Welcome to the
Marriage Builders® Discussion Forum

This is a community where people come in search of marriage related support, answers, or encouragement. Also, information about the Marriage Builders principles can be found in the books available for sale in the Marriage Builders® Bookstore.
If you would like to join our guidance forum, please read the Announcement Forum for instructions, rules, & guidelines.
The members of this community are peers and not professionals. Professional coaching is available by clicking on the link titled Coaching Center at the top of this page.
We trust that you will find the Marriage Builders® Discussion Forum to be a helpful resource for you. We look forward to your participation.
Once you have reviewed all the FAQ, tech support and announcement information, if you still have problems that are not addressed, please e-mail the administrators at mbrestored@gmail.com
Previous Thread
Next Thread
Print Thread
Joined: May 2001
Posts: 135
H
H2O Offline OP
Member
OP Offline
Member
H
Joined: May 2001
Posts: 135
I need help to straighten out the dialogue between myself and my h. We have come so far at the moment my h admits he was to blame , he is sorry for what he did, he is very sorry I am so badly affected by what happened but he will not apportion any blame to the ow.
I am saying that she helped herself to the emotional benefits of the marriage and took what rightfully belonged to myself and my children.I am saying their were 3 of us in the marriage as you all know that is avery uncomfortable situation at best a m is a three legged race but when a 3rd person tries to gain a foothold it is all fall down time .

He says she never had any effect intentionally or unintentionallly she was quietly just there always available, happy with the situation, never wanted more than she got, always admitted that his family came first,never asked for anything.She was a long haul mistress who knew her place according to him.

could I please ask for any comments on this situation .

PS She was an exotic stranger to our culture being a ladylike southern belle I have no idea where she was coming from other than she was 15 yrs younger than him ,liked wearing frilly clothes and made him feel extra, extra special.

Something of the big daddy there I suspect. The trouble is when you are looking for a big daddy the easiest way to get one is to steal one from a two year old.

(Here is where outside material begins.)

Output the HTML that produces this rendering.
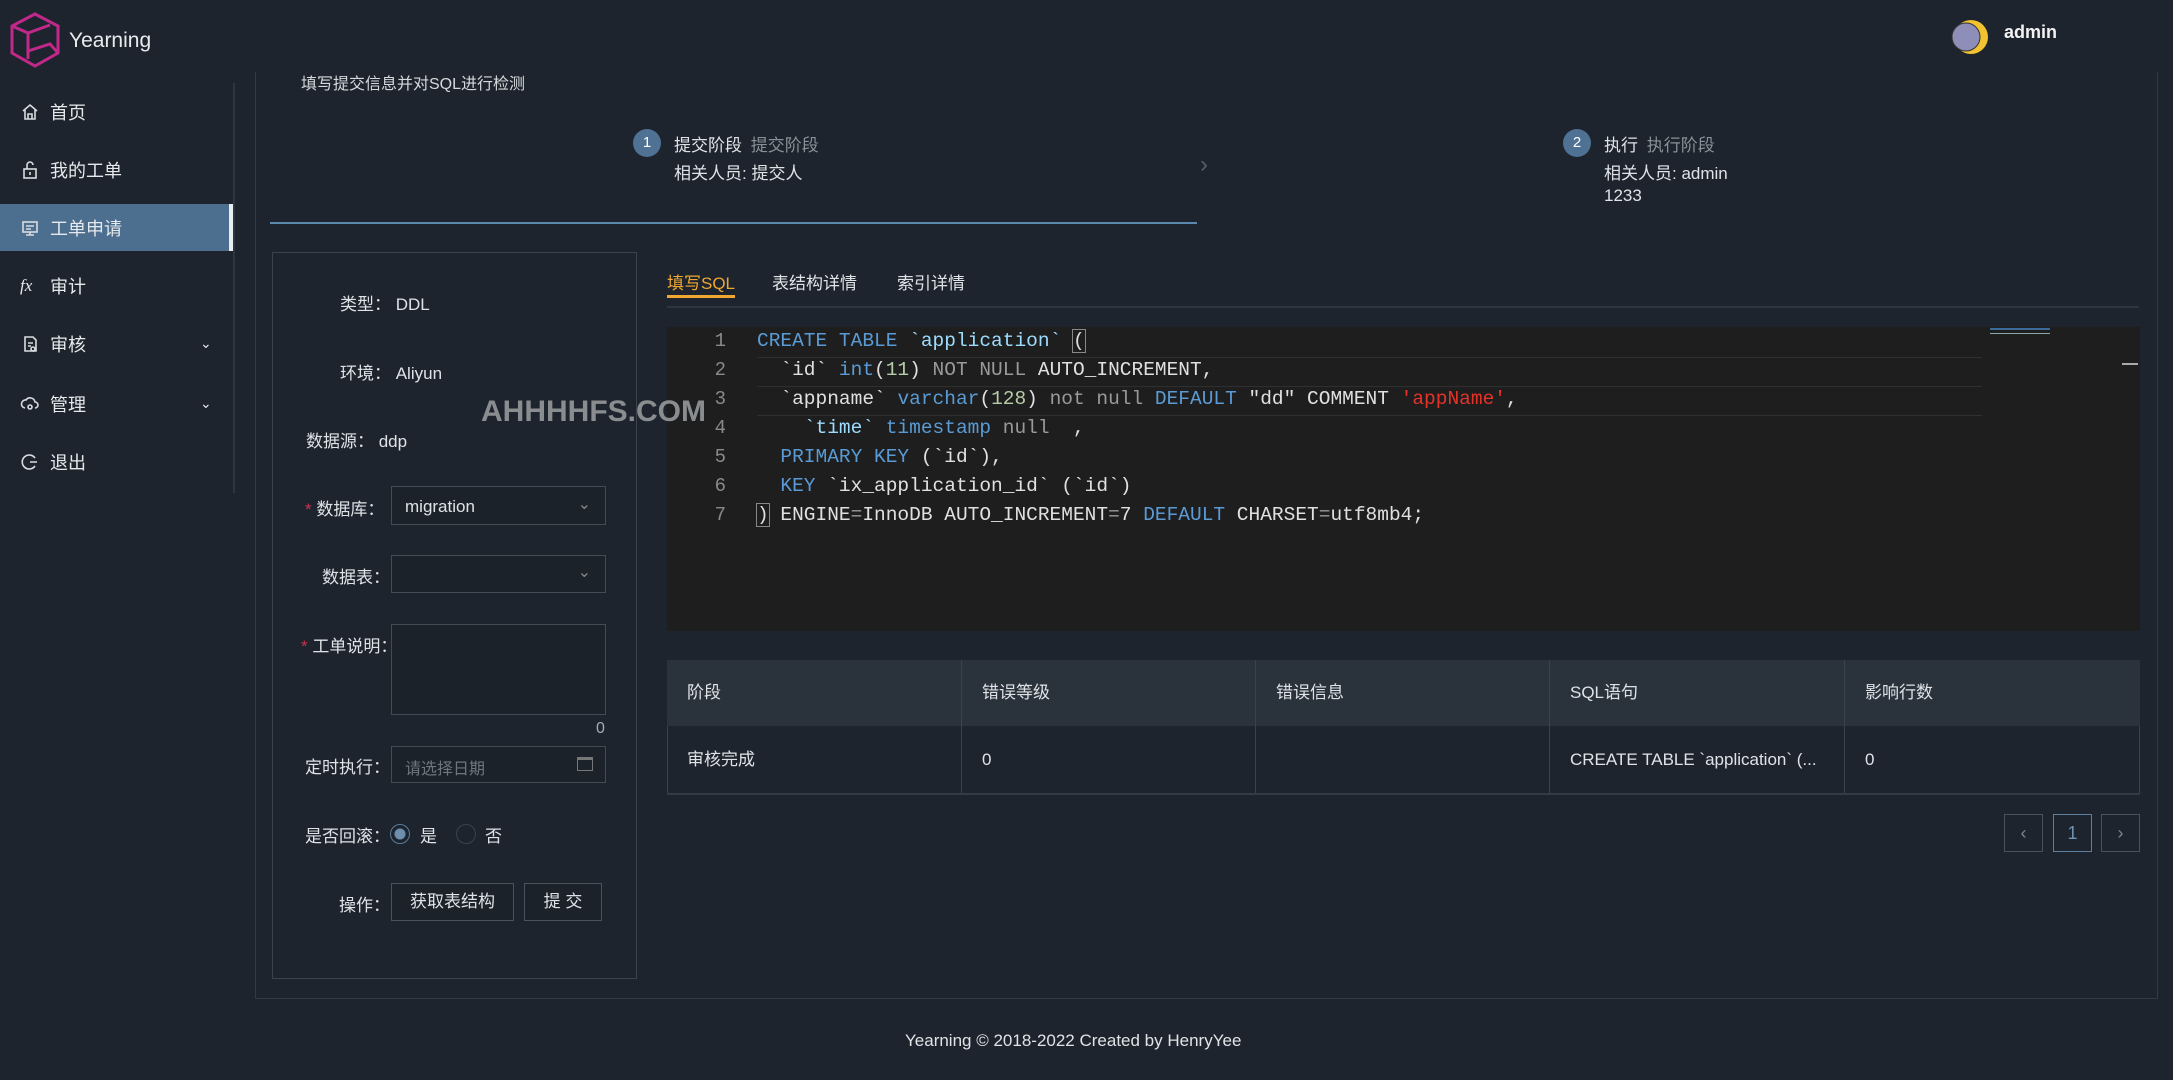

They dont have the resources to object

Any comments on the cultural habits of ow are very welcome. I really am trying to file all this away. the trouble is it wont file until I am sure I have understood all the details.

This attitude prolonged the a for a very long time.My attitude is that she leeched away a great deal from our relationship during that time

Joined: Apr 2001
Posts: 2,394
T
Member
Offline
Member
T
Joined: Apr 2001
Posts: 2,394
You sound like me, back when I was trying to misplace the anger towards my H onto the OWen. It was easier to deal with it all that way. I claimed to love my H, and I wanted to work on our M, so how could I possibly be so angry with him too?

You know what? It's OKAY to be really mad at your H for his part in all of this. You know, that you really can't blame the OP (most of the time), b/c if it wasn't them, it would be someone else.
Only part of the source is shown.